Let D denote the downset monad on the category Pre of preorders and suppose T is a submonad of D. Then T induces a notion of compactness suitable for any sup-lattice. The taking of compact elements forms one half of an adjunction between T-algebras and a natural subcategory of Sup. Restriction to an equivalence between a category of posets and a category of frames yeilds a stone-type duality. We will explore a family examples in detail which permits a nice description of the resulting categories of posets and frames.

This is joint work with Pieter Hofstra and Dion Coumans and based on a paper of Olivia Caramello ("A topos-theoretic approach to Stone-type dualities" available on the arxive).

(29) Flavien Breuvart (ENS Cachan, France)

"Lambda Calculus with Test, full abstraction in D"

(slides here)

The full abstraction of the lambda calculus (or equivalently H*) into D has been proven by Wadsworth in 1976, but the proof itself was quite technical and syntactic and no fundamentally different proof has been found since then. The main point of this talk is to furnish a more semantic proof of this result with a totally new method that consists of extending a calculus with operations that conserve the same operational equivalence (on its restriction) but where we can observe the definability of D.
(30) Etienne Duchesne (Marseille, France)

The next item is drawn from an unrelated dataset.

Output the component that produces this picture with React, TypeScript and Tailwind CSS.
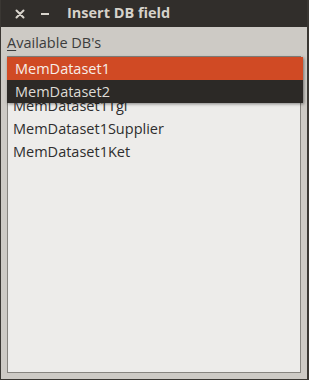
import React from "react";

export default function App() {
  const font = { fontFamily: '"Open Sans", "Noto Sans", "DejaVu Sans", sans-serif' };
  const items = ["MemDataset1Tgl", "MemDataset1Supplier", "MemDataset1Ket"];
  return (
    <div className="w-[309px] h-[380px] bg-[#3a3733] flex flex-col pl-px pr-[2px] pb-px" style={font}>
      <div className="h-[27px] flex items-center shrink-0 bg-[#312e2b]">
        <svg width="10" height="10" viewBox="0 0 10 10" className="ml-[14px]">
          <path d="M1.5 1.5 L8.5 8.5 M8.5 1.5 L1.5 8.5" stroke="#d8d4cc" strokeWidth="2" strokeLinecap="round" />
        </svg>
        <div className="ml-[16px] w-[8px] h-[2px] bg-[#d8d4cc]" />
        <div className="ml-[18px] text-[14.5px] font-bold text-[#d6d2ca] leading-none">Insert DB field</div>
      </div>
      <div className="flex-1 bg-[#cdcac5] flex flex-col px-[6px] pb-[6px]">
        <div className="h-[29px] flex items-center text-[14.5px] text-[#3c3c3c] pt-[3px]">
          <span><span className="underline underline-offset-2">A</span>vailable DB's</span>
        </div>
        <div className="relative flex-1 bg-[#edecea] border border-[#86847f]">
          <div className="h-full overflow-hidden">
            <div className="flex flex-col pt-[37px]">
              {items.map((t) => (
                <div key={t} className="h-[23px] flex items-center pl-[5px] text-[14.5px] text-[#2e2e2e]">
                  {t}
                </div>
              ))}
            </div>
          </div>
          <div className="absolute left-[-1px] top-0 w-[296px] shadow-[1px_1px_3px_rgba(0,0,0,0.45)]">
            <div className="h-[23px] flex items-center pl-[8px] bg-[#d04a24] text-[14.5px] text-[#f7eee9]">MemDataset1</div>
            <div className="h-[23px] flex items-center pl-[8px] bg-[#2c2926] text-[14.5px] text-[#dedbd5]">MemDataset2</div>
          </div>
        </div>
      </div>
    </div>
  );
}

"Geometry of interaction and uniformity"

(slides here)

We present a denotational semantics based on the geometry of interaction. We are particularly interested in the notion of uniformity which allows to handle exponentials; we define it by means of group invariance as in the orbital games of Melliès. Time permitting, an interpretation of polymorphism and the construction of a category of orthognality for MLL will be brefly presented, and we will discuss its extension to other fragments of linear logic.